Dear George, Thank you for reminding us of your old notion of Galois structure and covering morphism in general categories. Although tangentially relevant to the discussion initiated by Eduardo Dubuc, it relates to examples of properties of continuous maps of spaces (or or morphisms of toposes) studied in my book with Jonathon Funk, which may be relevant. I sent you this privately already, but on second thoughts I think it might be useful to make it public. I begin by quoting a paragraph from your posting.
Example 4. C = Fam(A) (or FiniteFam(A)), where A is an arbitrary category with terminal object and "multi-pullbacks" (which simply means that C has pullbacks). This is a further generalization of the same thing, and everything can be repeated, but instead of "epimorphism" we should say "effective descent morphisms" (which is the same thing in the case of a topos). There are many non-topos-theoretic important special cases. For instance if C is the category of all (small) categories, then the covering morphisms are as they should be, that is functors that are discrete fibrations and discrete opfibrations at the same time (this observation is due to Steve Lack, although Steve never published it). If C is the category of all (small) groupoids, then this becomes even nicer since the discrete fibrations of groupoids are the same as discrete opfibrations, are Ronnie Brown often tells us how nicely can they be used in homotopy theory...

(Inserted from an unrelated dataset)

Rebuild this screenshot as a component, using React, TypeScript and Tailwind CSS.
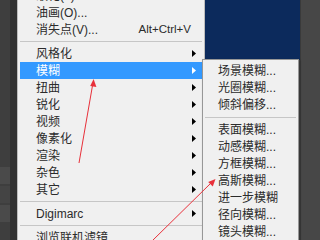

The notions of discrete fibration and discrete opfibration are lifted from categories to geometric morphisms of toposes (in M. Bunge and J. Funk, Singular Coverings of Toposes, LNM 1890, Springer, 2006, Chapter 9) relative to the symmetric KZ-monad called M therein for "measures" (M.Bunge and A.Carboni, JPAA 105 (1995) 233-249). They are, respectively, the local homeomorphisms and the complete spreads (singular coverings). A local homeomorphism over a locally connected space E with defining object X is said to be an unramified covering if it is also a complete spread. Unramified coverings generalize covering morphisms over a locally connected space-- if X is a locally constant object of a locally connected space E, then the corresponding local homeomorphism is a complete spread, hence an unramified covering. The class of unramified coverings is strictly larger than the class of locally constant coverings, even over a locally connected space (J. Funk and E.D. Tymchatyn, Unramified maps, J. Geometric Topology 1(3) (2001) 249-280). Under hypotheses of the locally simply connected kind, unramified coverings are locally constant. The larger class of unramified coverings has some nice properties which the class of locally constant coverings fails to have -- for instance, they compose. Moreover, a van Kampen theorem holds not just for the class of locally constant coverings but also for the larger class of unramified coveirngs (M.Bunge and S. Lack, Van Kampen theorems for toposes, Advances in Mathematics 179/2 (2003) 291-317). It is clear from your theory that both classes of morphisms are instances of what you call a Galois structure on the category of (locally connected) topological spaces.